| REQUIREMENTS |
Collect the lines of the entries where "this" shows up.

| RECORDED DATA |
=-=-=-=-=

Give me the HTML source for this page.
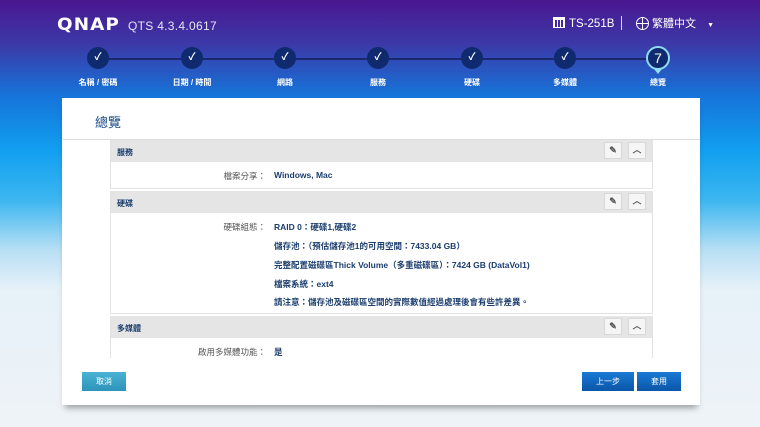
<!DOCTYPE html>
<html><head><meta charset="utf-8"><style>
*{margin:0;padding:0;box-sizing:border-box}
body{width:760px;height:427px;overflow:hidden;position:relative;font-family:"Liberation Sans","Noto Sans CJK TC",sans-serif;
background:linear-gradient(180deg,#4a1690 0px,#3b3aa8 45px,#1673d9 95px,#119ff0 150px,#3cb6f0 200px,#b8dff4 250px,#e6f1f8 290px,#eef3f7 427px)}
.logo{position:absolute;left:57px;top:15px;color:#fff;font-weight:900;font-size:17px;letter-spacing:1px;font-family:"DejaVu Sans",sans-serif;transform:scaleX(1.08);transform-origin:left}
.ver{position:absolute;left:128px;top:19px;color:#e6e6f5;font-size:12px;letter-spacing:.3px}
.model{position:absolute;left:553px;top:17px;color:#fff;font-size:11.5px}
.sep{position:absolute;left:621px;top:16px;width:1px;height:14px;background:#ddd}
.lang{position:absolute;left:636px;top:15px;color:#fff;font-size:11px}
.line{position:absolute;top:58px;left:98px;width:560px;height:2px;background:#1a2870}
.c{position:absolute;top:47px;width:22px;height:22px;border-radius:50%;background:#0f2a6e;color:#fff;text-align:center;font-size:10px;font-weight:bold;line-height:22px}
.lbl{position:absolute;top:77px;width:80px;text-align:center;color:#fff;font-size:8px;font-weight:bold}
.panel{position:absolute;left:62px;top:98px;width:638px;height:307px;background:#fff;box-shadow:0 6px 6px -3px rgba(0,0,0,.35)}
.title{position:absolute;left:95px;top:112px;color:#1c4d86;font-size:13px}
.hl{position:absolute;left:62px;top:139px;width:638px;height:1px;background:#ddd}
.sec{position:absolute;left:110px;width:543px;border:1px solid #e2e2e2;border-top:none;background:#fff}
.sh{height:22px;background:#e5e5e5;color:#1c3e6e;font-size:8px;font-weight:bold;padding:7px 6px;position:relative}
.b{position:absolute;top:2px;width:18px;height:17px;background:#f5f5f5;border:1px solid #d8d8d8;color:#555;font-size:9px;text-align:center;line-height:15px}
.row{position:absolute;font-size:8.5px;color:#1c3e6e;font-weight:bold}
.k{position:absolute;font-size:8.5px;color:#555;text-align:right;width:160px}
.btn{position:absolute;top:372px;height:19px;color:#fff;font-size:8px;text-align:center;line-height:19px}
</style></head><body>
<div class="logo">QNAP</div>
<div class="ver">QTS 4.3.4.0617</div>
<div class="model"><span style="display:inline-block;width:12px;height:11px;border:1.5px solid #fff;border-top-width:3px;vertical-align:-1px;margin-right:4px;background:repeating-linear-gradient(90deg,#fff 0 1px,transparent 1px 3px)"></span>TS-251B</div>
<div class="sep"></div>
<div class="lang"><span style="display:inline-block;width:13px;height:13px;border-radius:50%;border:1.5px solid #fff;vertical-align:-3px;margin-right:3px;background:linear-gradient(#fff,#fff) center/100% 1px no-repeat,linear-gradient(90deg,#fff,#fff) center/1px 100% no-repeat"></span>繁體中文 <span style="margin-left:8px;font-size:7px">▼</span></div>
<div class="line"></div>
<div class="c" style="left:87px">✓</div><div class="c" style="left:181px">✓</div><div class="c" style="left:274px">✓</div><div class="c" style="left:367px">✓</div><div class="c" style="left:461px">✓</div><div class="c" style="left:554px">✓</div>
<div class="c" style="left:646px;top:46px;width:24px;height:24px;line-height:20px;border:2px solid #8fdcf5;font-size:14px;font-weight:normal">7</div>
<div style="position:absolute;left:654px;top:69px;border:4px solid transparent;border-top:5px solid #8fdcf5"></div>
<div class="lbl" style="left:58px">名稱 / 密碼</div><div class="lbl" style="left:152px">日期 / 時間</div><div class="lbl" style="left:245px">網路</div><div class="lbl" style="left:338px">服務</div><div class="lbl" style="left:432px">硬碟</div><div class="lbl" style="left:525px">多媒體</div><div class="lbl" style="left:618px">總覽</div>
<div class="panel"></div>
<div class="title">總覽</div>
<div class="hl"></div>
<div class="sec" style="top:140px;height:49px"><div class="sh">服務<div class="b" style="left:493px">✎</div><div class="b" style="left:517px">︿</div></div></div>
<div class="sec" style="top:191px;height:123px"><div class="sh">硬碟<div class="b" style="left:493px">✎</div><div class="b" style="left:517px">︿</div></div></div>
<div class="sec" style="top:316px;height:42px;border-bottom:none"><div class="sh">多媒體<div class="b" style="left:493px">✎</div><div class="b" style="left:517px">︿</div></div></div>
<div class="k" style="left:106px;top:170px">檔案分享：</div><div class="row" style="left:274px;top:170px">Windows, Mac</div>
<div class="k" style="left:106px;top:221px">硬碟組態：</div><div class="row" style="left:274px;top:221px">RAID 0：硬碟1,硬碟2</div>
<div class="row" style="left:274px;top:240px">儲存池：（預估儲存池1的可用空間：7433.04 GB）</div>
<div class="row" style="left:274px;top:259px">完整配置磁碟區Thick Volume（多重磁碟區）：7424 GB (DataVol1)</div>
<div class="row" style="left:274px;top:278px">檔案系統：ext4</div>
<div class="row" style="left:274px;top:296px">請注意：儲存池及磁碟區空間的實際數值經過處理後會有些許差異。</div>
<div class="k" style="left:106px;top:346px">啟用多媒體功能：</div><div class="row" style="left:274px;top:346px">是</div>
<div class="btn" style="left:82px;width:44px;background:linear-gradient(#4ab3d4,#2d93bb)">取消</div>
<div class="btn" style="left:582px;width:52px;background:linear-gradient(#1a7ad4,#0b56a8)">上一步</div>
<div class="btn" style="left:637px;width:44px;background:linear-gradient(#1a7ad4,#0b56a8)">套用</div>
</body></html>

=-=-=-=-=

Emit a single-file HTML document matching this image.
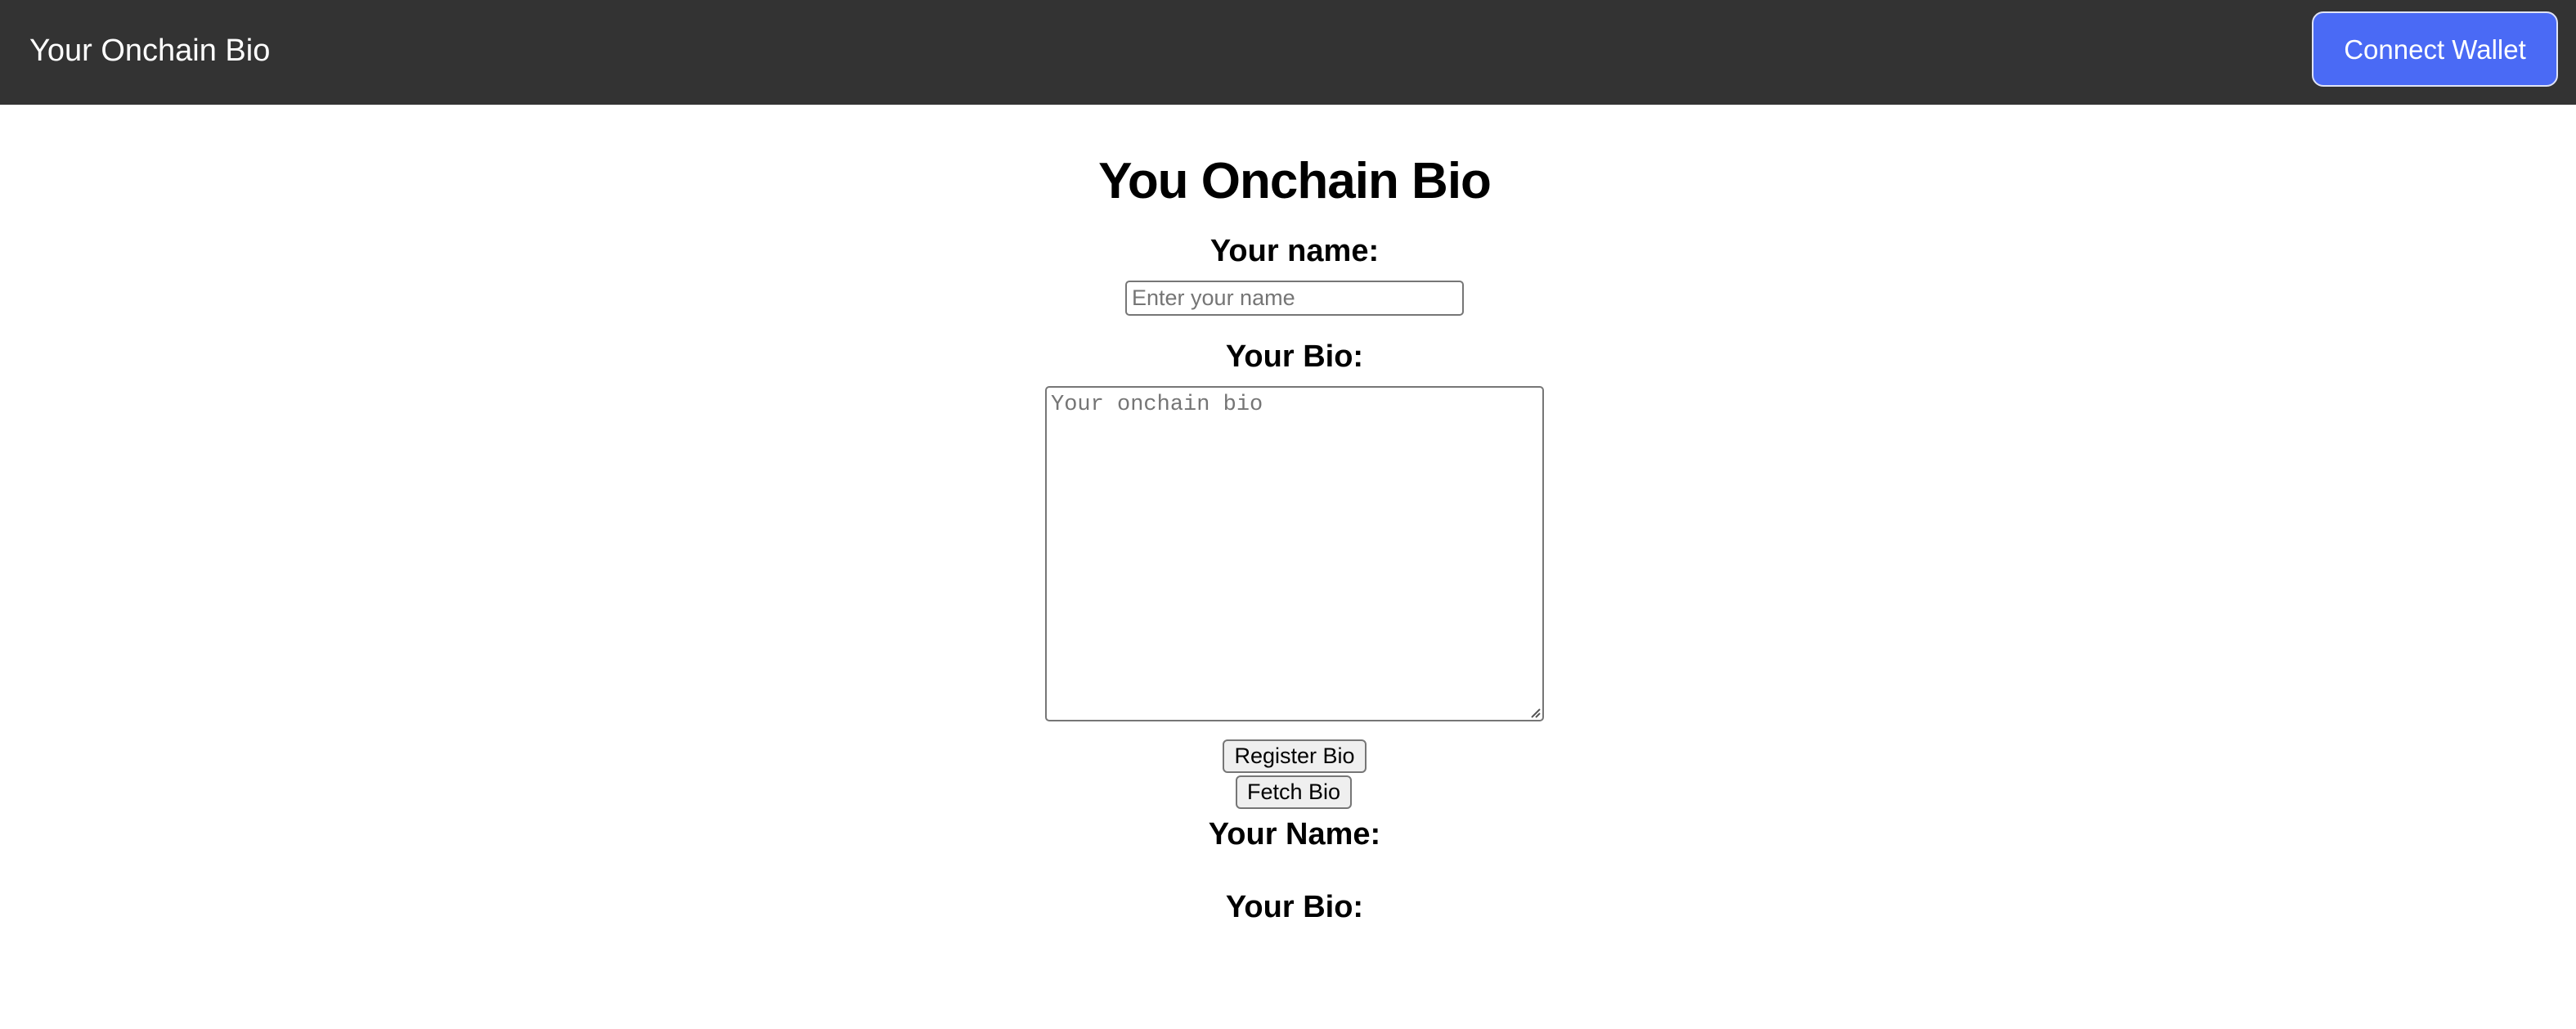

=-=-=-=-=

| THE ANSWER |
Give me the HTML source for this page.
Emit a single-file HTML document matching this image.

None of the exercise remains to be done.